Re: Maybe database tables aren't such great "objects," after all ...
by cavac (Vicar) on Mar 28, 2011 at 17:26 UTC

    When working with databases in general, in my mind the first question to ask is "how much data will i be working with".

    Depending on the answer, a high level approach may make coding easier and/or it might kill the performance of the application.

    Take your example of accounts (i assume money accounts, not the type you use for logging into a system). If you plan for a low number of entries, the high level approach will be benefitial. On the other hand, if you are coding for a bank, loading a gazillion of objects into your perl interpreter to do the daily sum may be.. suboptimal.
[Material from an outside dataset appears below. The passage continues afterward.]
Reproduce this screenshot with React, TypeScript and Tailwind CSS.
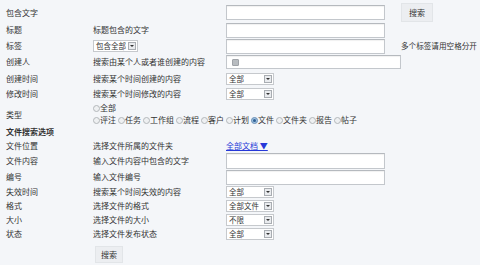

    When dealing with a high volume of data, let the database do it's job. In all likelyhood, a few hundred developers spent the last decade or two optimizing the heck out of that database. Also, modern databases have optimized server side scripting - no need to send thousands of rows back and forth between database and perl just to check if the account holder still has enough money left to pay his/her electricity bill.

    That said, having Perl classes that wrap all this SQL stuff into nice packages can be quite benefiting. But that also depends on how the various data subsystems interact - you may or not be forced to "break the rules" in certain cases to get the required performance. Or... your do some of the abstraction in whatever means you database gives you in terms of views, server side scripting and whatnot.

    So, always more than one way to do it there is, Luke. ;-)

      /me nods...

      You are definitely correct on all these points.   Thank you.   Many sides to The Force there are, young Skywalker.   He who tries to wedge all of it into one basket, survive will he not, no matter what or how large the basket might be.

Re: Maybe database tables aren't such great "objects," after all ...
by erix (Prior) on Mar 28, 2011 at 20:21 UTC

    Don't forget that many people (and I tentatively agree with them) do not like ORMs at all (let alone homegrown halfway-products), under any circumstance:

    ORMs are the Vietnam of Computer Science

    It seems kind-of logical to me that programmers like ORMs, and that DBAs dislike them (even while DBAs can be programmers, and programmers may administer databases).

    The problem is that when things are simple ORMs are nice but not necessary, and when things become complicated too often they cannot do what is needed.

      Nice article, but it does not need Vietnam.
Re: Maybe database tables aren't such great "objects," after all ...
by hermida (Scribe) on Apr 06, 2011 at 18:33 UTC
    I forgot to mention that with most modern ORMs you don't have to be stuck having to think of one class = one table, they give you a lot of flexibility in how you want to map your entity class diagram. For example, do you want abstract classes to have their own table? You can if you want or you can tell the ORM to make each class hierarchy a single table. Do you want multiple classes to map to one table, you can. You can even have your entire entity class diagram be a single database table.